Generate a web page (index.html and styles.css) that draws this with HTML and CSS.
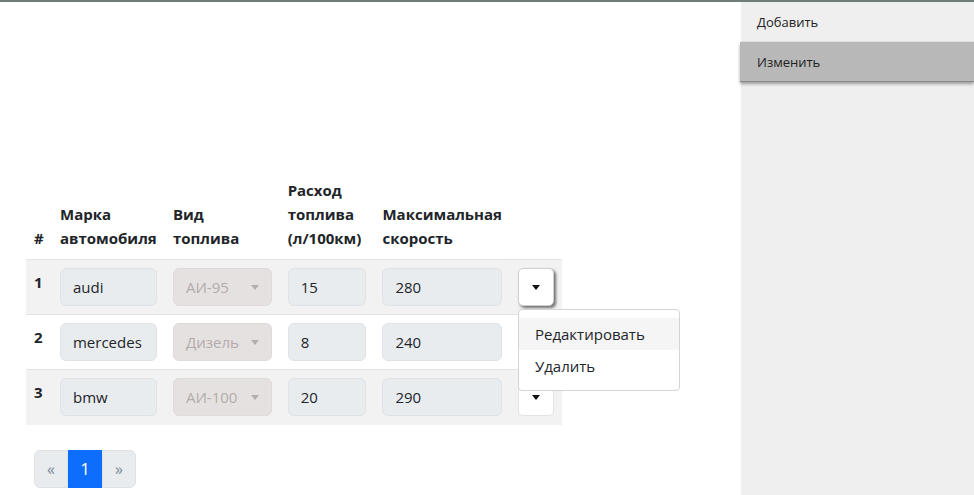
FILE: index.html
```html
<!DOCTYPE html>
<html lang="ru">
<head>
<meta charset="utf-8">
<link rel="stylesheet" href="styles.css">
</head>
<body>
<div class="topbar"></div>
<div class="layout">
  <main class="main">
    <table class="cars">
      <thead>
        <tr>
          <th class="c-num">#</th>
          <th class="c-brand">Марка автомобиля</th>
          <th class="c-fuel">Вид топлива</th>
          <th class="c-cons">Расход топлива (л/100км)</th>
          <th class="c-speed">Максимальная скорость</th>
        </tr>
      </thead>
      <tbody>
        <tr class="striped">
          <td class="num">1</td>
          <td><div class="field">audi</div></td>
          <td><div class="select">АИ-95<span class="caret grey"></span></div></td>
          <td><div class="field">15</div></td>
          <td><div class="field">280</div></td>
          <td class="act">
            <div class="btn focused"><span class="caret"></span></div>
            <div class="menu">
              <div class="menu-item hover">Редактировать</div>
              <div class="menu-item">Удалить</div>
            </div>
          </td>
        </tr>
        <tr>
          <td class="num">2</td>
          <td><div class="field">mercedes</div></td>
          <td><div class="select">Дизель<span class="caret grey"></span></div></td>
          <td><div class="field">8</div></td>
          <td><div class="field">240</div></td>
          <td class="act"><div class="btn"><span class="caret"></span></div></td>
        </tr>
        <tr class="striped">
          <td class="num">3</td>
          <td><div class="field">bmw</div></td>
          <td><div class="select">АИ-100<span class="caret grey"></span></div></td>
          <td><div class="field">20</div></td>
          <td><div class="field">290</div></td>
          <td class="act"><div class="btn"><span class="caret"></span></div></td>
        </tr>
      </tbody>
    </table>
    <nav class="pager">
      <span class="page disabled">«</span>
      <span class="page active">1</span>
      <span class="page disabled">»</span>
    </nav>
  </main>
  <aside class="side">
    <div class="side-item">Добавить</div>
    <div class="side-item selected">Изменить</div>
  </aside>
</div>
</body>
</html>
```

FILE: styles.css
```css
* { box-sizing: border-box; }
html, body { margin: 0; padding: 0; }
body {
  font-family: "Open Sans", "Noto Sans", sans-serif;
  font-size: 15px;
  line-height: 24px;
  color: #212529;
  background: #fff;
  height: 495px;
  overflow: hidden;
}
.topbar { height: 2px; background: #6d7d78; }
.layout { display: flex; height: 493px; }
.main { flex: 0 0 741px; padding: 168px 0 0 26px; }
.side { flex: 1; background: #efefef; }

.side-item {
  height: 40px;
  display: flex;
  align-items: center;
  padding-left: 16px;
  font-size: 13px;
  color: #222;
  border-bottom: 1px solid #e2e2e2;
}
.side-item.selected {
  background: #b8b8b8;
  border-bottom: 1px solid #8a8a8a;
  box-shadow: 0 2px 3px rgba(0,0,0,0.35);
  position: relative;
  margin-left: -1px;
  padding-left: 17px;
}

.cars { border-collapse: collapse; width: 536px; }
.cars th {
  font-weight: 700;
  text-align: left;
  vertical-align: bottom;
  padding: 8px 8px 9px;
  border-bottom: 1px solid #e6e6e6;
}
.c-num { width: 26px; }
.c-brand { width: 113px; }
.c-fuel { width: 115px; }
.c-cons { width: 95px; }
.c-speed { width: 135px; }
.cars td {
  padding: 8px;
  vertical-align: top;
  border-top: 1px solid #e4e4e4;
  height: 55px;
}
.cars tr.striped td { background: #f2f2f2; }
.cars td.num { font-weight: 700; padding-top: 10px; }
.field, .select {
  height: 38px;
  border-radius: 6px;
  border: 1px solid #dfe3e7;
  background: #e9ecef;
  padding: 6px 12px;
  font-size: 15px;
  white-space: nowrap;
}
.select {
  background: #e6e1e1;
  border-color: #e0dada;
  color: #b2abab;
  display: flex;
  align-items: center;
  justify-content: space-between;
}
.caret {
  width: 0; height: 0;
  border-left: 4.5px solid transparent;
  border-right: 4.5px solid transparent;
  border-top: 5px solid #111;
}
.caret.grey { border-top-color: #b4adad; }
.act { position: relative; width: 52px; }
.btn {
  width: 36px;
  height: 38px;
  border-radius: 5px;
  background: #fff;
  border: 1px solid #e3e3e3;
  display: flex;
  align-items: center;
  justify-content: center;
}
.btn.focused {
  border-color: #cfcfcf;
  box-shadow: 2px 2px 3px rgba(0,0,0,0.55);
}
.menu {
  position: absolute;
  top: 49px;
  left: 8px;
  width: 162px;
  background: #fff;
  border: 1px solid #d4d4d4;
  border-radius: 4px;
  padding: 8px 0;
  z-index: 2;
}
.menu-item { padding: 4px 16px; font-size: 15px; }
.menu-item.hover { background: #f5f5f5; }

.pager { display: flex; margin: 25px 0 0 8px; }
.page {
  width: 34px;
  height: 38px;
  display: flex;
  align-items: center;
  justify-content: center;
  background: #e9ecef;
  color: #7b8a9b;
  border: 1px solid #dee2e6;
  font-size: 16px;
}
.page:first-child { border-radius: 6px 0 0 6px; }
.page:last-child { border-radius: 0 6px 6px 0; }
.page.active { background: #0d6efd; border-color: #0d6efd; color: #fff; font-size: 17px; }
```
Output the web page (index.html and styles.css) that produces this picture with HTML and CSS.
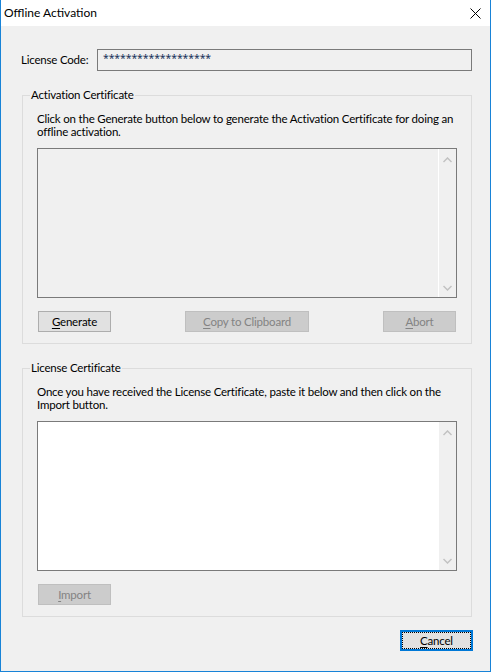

* **GOAL OF THE EXERCISE**: Find each line holding the word "with" and copy it.

* **SOLUTION FOR THIS TASK**:
Generate a web page (index.html and styles.css) that draws this with HTML and CSS.
Output the web page (index.html and styles.css) that produces this picture with HTML and CSS.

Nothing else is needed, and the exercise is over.